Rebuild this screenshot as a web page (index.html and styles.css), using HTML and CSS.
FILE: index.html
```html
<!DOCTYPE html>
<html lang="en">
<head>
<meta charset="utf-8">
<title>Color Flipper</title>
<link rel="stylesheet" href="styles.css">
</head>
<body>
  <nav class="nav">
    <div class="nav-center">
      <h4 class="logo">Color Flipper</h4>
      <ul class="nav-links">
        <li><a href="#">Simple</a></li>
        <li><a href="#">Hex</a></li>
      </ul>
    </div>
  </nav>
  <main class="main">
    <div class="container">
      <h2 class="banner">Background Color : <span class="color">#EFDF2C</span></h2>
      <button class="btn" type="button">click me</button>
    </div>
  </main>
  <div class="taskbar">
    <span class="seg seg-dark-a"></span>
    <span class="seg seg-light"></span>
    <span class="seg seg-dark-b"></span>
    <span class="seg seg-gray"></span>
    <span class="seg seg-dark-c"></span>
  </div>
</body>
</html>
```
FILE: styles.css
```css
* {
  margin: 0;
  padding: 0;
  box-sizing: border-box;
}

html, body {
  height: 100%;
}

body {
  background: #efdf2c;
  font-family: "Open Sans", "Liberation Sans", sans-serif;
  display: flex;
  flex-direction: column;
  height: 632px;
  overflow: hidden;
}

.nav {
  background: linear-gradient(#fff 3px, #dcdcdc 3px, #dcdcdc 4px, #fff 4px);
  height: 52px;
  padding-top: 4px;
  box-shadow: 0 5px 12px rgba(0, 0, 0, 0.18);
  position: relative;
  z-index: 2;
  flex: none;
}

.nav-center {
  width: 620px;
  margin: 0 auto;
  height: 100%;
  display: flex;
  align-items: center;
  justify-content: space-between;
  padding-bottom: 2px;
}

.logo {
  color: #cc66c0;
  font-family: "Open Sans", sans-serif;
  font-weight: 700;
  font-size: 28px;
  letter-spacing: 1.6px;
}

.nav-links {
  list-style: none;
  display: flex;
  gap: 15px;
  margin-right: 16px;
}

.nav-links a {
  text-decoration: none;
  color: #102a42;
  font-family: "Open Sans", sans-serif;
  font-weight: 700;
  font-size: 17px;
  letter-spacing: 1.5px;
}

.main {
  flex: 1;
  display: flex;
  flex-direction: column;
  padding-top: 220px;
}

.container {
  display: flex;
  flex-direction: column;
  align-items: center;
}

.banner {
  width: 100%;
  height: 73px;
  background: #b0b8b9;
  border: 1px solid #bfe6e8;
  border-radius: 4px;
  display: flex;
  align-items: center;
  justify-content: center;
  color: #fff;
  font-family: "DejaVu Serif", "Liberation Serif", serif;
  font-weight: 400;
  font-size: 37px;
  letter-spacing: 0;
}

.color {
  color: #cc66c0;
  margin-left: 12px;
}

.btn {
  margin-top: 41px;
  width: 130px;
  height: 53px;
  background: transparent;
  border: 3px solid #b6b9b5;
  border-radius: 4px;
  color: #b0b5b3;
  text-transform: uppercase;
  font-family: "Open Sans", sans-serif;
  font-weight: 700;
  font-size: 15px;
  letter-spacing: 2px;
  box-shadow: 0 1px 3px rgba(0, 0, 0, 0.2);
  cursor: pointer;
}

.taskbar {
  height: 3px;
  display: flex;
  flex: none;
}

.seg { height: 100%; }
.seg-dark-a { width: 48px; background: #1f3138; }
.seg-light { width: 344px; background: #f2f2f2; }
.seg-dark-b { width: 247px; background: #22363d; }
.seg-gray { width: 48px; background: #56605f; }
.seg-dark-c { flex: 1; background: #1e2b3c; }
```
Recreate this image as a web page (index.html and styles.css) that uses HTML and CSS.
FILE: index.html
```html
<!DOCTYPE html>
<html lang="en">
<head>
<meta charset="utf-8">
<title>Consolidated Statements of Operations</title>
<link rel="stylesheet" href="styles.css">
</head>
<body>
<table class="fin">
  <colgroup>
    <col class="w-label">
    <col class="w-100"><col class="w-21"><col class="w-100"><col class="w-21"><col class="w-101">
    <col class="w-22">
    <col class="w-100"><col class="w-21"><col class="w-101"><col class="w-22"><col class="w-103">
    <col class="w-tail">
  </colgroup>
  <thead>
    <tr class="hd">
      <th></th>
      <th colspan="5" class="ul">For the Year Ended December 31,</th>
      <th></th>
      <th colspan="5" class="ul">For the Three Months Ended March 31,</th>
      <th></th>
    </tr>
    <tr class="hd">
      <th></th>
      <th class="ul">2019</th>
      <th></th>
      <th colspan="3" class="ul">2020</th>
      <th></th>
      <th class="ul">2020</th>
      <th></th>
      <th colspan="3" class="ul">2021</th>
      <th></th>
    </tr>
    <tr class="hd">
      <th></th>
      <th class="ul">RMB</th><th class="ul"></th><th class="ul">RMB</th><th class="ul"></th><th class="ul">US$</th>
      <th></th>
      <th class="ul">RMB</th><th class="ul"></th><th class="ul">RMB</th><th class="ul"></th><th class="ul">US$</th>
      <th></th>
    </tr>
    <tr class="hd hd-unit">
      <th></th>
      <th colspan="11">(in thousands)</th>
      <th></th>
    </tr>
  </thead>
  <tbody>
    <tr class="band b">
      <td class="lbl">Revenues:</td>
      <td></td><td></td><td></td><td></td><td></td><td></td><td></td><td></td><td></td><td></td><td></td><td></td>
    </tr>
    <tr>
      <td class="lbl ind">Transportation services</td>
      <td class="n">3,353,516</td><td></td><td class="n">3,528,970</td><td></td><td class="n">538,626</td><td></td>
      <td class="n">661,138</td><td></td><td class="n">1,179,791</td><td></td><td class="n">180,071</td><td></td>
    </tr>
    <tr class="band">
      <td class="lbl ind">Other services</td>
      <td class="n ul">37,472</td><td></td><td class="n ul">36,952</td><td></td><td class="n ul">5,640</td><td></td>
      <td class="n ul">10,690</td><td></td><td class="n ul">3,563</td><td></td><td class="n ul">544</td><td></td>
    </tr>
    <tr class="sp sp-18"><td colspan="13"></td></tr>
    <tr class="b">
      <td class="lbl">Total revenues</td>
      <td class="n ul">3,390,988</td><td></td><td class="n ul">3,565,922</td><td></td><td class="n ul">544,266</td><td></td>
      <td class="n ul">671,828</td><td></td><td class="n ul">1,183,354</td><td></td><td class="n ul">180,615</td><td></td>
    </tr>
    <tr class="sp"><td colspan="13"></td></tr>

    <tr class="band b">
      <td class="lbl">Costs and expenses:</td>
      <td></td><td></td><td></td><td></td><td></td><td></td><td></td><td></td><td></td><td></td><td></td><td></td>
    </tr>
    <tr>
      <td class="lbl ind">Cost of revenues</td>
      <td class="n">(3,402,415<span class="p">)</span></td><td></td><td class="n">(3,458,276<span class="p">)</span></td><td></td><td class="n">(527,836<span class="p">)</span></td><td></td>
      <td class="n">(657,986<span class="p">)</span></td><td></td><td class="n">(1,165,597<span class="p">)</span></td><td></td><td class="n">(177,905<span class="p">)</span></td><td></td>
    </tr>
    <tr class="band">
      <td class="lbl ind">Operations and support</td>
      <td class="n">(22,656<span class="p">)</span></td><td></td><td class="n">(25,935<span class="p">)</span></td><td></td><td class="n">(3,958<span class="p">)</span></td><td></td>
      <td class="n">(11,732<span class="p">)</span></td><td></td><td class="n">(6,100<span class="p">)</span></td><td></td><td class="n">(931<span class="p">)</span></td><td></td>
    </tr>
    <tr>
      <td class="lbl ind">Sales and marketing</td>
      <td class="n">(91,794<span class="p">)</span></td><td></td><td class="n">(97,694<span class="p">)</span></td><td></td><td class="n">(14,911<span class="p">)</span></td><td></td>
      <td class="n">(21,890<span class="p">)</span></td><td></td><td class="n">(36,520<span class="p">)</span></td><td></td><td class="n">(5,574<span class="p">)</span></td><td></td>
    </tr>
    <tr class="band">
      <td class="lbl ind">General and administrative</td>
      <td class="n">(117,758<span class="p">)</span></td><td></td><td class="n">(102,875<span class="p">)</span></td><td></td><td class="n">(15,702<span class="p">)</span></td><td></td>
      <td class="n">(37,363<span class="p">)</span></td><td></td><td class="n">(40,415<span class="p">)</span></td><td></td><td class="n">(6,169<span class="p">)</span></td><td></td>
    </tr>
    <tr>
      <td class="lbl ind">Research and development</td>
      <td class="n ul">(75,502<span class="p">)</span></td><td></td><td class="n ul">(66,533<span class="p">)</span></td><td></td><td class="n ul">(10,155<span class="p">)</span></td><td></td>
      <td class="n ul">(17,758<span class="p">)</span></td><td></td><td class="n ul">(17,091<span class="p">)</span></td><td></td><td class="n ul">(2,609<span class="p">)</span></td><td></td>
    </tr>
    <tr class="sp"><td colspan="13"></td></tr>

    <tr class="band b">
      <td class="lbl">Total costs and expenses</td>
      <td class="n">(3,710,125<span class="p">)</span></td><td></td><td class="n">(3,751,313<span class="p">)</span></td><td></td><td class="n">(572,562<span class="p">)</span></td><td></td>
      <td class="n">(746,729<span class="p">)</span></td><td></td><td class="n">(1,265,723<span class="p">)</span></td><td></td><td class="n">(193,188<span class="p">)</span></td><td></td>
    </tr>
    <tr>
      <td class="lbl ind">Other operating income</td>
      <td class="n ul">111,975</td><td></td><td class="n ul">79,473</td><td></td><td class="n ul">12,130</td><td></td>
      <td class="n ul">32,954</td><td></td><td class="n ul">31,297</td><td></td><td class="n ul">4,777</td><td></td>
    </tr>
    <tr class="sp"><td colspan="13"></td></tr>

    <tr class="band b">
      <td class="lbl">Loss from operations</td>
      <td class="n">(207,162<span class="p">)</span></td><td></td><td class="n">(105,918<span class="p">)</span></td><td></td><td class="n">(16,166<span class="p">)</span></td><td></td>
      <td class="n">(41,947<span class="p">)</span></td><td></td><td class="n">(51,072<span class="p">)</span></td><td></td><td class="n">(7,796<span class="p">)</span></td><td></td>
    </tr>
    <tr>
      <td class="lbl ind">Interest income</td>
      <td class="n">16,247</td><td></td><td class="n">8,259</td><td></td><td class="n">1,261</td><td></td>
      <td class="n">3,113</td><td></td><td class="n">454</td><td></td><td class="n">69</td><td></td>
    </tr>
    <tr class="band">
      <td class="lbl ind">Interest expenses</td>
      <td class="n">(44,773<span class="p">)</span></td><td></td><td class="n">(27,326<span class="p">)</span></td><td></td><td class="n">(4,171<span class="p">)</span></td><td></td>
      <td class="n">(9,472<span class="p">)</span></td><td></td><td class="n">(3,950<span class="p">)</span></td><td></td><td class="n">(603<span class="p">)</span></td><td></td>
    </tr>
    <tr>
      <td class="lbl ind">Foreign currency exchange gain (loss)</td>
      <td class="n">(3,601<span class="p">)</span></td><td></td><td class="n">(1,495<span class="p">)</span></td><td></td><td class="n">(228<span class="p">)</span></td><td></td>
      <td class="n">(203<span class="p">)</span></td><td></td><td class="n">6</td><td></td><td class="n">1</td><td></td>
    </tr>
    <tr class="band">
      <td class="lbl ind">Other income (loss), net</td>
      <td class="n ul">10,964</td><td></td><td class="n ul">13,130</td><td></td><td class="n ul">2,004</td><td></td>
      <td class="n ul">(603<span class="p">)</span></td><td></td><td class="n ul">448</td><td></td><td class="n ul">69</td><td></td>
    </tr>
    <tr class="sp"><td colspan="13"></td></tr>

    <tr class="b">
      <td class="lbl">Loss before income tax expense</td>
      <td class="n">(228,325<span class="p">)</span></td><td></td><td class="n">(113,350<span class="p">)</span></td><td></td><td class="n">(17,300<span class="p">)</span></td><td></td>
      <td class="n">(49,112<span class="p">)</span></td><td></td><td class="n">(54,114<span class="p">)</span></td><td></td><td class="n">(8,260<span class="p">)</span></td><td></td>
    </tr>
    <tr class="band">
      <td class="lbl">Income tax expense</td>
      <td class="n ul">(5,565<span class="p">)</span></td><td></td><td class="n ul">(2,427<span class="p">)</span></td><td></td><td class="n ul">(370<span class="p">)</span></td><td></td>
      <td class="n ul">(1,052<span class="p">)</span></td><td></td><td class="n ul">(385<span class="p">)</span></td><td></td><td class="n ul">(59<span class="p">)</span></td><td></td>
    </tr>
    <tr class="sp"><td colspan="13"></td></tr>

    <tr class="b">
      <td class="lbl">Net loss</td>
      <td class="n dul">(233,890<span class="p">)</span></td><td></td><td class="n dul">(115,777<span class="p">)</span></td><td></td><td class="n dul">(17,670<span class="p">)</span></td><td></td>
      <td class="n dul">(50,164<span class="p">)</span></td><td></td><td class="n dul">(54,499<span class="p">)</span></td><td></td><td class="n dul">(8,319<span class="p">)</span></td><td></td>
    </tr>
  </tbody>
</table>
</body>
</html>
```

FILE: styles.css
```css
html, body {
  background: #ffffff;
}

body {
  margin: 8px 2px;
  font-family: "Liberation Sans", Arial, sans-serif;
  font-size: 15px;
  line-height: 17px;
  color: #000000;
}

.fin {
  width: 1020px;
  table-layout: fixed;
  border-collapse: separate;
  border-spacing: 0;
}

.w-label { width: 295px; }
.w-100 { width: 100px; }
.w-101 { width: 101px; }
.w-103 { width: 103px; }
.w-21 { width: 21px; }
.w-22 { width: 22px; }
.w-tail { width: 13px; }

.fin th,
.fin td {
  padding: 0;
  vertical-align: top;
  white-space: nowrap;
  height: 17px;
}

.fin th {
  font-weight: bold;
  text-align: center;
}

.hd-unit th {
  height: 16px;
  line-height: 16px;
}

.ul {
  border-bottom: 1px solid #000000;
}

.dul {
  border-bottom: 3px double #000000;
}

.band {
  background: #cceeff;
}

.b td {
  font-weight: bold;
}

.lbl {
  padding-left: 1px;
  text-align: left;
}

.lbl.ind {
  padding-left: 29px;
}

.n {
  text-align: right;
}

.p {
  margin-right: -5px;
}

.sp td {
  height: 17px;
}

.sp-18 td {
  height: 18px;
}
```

----------

▸ **PROMPT**: Write out every line of the preceding listing that contains "index".

▸ **SOLVED EXERCISE**:
Rebuild this screenshot as a web page (index.html and styles.css), using HTML and CSS.
FILE: index.html
  z-index: 2;
Recreate this image as a web page (index.html and styles.css) that uses HTML and CSS.
FILE: index.html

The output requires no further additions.